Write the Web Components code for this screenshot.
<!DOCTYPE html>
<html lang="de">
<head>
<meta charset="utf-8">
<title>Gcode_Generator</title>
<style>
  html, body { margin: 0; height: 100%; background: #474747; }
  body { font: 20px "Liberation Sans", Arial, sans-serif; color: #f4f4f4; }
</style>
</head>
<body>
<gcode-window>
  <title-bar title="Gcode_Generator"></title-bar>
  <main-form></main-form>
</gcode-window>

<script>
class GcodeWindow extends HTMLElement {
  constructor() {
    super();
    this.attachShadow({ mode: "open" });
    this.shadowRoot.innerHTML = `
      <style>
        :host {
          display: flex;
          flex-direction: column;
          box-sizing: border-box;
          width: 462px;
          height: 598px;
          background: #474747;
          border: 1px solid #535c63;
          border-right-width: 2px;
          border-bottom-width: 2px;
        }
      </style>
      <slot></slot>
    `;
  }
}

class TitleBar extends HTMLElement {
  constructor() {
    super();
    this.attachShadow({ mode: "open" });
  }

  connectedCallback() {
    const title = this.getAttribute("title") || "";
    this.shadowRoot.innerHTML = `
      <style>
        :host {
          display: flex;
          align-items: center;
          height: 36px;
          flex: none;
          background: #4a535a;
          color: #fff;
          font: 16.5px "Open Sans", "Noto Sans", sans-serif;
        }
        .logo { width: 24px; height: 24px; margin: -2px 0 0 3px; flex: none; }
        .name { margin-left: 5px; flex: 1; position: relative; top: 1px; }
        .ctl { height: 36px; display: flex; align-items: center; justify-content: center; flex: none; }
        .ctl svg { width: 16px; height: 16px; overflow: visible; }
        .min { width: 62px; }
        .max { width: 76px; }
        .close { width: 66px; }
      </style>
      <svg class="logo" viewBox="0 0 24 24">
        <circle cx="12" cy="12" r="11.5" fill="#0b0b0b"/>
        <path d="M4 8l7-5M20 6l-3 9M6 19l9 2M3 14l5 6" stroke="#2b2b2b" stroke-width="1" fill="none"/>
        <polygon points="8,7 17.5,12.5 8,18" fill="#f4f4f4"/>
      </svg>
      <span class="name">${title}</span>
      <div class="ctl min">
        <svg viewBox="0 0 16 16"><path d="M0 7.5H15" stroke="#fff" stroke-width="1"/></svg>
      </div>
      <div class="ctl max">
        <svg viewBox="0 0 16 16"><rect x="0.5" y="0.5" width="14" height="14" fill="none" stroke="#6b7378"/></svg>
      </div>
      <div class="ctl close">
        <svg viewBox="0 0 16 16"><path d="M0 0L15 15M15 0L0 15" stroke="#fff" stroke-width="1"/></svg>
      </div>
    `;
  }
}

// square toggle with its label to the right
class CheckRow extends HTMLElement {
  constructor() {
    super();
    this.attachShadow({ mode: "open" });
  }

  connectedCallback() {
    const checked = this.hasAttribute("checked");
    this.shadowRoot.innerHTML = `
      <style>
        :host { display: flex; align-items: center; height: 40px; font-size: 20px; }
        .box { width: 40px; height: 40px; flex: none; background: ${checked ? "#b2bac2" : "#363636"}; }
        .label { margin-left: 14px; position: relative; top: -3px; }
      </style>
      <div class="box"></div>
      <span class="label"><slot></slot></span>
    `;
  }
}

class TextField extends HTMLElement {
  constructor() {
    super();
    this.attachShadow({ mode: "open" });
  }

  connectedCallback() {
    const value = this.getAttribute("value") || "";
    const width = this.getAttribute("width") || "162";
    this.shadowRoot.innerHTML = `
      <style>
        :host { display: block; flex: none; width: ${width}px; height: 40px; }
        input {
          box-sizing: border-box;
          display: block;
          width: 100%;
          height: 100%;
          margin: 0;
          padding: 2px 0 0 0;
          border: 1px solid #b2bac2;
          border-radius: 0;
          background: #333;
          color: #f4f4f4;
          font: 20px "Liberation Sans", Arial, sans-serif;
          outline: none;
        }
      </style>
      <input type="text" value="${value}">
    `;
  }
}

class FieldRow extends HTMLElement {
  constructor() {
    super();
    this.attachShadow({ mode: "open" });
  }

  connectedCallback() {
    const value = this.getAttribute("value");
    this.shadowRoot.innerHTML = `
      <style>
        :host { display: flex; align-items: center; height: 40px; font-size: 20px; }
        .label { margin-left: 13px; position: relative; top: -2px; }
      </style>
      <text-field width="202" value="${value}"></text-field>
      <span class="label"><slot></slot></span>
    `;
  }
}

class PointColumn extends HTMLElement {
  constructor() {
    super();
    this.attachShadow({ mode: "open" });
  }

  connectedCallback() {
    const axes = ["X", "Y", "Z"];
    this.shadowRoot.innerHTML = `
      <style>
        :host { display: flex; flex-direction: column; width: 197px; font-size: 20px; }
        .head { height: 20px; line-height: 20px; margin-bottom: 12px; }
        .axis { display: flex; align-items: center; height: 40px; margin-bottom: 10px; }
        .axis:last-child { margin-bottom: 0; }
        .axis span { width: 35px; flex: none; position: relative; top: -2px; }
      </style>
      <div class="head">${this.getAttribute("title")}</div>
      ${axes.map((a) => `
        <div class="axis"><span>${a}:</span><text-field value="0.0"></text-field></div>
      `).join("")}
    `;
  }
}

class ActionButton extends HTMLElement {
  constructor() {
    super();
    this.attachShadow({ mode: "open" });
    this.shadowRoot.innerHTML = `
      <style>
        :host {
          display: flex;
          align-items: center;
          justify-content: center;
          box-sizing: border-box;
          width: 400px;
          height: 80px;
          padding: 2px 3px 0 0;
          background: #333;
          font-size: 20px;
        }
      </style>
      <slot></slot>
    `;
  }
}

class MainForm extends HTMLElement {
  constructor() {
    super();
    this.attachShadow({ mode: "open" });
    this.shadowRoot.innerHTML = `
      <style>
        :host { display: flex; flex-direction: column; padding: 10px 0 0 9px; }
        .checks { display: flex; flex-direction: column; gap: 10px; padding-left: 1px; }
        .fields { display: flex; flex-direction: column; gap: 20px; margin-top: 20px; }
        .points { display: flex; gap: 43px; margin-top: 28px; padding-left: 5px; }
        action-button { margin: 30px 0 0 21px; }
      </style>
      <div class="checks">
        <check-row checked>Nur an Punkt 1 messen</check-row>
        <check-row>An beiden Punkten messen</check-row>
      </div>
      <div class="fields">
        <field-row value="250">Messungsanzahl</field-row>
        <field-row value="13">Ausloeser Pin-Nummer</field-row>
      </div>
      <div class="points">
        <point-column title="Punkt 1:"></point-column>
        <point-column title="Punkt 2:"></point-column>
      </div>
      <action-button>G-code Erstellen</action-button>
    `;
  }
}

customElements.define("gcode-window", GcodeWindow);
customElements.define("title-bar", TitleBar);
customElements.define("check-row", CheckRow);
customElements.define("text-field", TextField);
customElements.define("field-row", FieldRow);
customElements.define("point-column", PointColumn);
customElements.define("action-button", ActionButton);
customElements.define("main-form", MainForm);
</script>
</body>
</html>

* * *

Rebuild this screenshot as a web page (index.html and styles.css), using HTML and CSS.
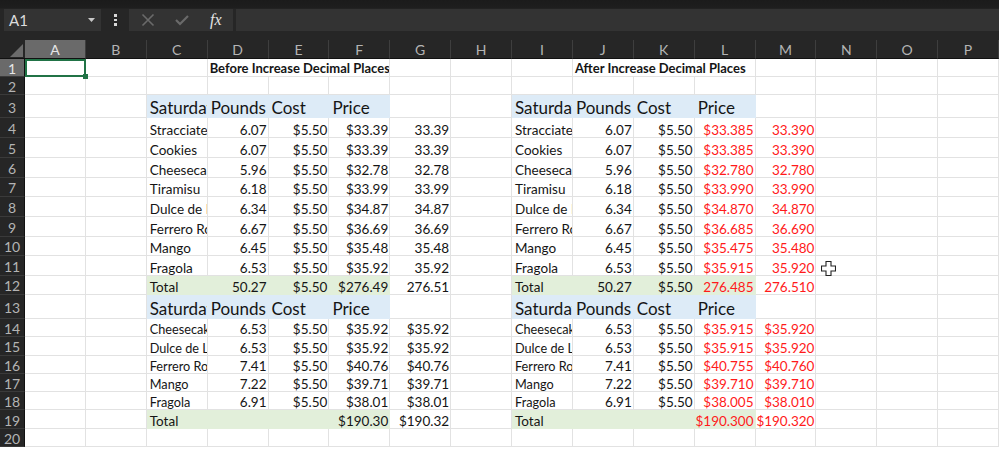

--

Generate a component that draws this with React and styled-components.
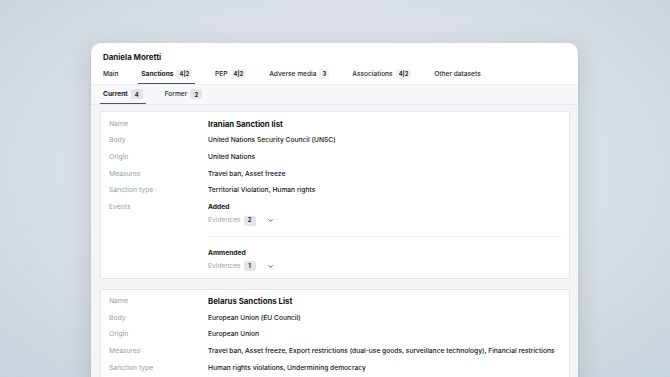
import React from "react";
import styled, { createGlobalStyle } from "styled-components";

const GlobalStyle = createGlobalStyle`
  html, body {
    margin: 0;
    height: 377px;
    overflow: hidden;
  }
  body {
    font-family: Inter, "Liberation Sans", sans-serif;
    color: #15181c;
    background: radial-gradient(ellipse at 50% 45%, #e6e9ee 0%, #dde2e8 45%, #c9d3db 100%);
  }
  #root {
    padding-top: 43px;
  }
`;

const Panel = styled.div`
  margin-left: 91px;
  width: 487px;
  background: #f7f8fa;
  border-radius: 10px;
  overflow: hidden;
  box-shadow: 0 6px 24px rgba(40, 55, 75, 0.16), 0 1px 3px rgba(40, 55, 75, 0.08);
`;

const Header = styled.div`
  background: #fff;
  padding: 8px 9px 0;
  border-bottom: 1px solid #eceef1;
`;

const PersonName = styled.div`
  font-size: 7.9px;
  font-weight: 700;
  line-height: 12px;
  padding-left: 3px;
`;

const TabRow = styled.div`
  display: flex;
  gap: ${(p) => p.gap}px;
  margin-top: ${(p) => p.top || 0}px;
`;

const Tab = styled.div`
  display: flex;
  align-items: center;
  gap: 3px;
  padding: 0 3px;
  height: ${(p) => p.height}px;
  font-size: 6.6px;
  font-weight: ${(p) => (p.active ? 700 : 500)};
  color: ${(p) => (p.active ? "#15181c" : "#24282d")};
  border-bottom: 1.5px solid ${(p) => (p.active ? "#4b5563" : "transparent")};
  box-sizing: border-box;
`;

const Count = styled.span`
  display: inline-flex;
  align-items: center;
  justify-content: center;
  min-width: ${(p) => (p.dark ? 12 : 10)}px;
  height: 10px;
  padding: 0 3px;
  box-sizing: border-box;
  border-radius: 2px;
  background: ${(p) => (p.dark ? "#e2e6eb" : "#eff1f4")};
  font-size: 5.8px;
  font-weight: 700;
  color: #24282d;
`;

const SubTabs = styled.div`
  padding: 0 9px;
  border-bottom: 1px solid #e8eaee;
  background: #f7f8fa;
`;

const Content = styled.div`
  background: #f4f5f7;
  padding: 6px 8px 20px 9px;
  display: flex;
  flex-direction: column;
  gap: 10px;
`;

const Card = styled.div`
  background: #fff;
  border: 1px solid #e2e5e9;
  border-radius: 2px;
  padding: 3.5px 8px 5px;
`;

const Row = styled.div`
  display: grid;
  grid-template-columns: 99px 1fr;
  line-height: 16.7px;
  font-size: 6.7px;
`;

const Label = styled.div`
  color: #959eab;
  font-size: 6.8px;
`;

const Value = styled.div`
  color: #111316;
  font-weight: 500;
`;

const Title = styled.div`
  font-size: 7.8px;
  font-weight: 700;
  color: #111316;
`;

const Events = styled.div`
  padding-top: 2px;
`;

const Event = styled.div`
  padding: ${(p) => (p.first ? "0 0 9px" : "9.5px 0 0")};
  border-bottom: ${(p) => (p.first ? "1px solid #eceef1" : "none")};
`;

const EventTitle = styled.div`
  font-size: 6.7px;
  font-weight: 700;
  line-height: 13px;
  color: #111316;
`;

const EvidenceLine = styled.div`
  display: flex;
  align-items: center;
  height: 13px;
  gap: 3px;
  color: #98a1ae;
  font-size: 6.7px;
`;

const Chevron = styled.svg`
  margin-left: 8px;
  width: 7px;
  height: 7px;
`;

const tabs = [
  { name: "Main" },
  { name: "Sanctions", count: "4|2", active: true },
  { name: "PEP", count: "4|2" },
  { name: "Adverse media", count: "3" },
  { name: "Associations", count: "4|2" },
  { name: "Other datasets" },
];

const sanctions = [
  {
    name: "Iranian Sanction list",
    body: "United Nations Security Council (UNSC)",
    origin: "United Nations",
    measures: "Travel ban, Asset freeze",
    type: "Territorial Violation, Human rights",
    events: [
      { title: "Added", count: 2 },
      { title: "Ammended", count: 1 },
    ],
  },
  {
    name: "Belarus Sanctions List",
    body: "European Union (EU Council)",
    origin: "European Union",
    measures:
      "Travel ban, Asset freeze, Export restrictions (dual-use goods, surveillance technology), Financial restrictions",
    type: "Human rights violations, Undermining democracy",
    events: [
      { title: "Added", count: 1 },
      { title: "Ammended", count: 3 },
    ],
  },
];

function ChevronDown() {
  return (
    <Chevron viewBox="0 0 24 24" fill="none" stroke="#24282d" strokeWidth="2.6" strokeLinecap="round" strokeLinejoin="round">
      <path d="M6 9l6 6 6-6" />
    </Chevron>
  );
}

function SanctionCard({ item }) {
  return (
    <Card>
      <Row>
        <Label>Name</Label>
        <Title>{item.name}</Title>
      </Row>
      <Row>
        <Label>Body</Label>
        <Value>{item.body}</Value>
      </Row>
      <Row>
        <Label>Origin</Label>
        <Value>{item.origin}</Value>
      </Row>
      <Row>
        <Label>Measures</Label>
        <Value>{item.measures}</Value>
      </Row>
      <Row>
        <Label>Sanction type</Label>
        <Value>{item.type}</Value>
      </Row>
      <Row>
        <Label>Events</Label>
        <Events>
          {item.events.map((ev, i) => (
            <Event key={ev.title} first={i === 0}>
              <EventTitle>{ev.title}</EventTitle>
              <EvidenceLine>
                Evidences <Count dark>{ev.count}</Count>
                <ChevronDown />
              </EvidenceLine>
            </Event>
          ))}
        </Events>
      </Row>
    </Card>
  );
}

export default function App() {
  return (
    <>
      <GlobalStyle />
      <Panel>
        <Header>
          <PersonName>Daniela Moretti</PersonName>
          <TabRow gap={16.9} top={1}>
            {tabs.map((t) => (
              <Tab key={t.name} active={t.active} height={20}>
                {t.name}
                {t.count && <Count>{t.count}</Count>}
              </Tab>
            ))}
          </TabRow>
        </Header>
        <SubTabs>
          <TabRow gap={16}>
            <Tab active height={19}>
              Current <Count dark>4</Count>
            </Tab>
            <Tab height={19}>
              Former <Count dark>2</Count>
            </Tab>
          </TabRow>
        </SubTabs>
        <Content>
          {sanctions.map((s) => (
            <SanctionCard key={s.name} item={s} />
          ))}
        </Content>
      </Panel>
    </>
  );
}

** SHORT PROBLEM **
Read the entries above, then pull out the lines that include "with".

** THE RESULT **
// square toggle with its label to the right
Generate a component that draws this with React and styled-components.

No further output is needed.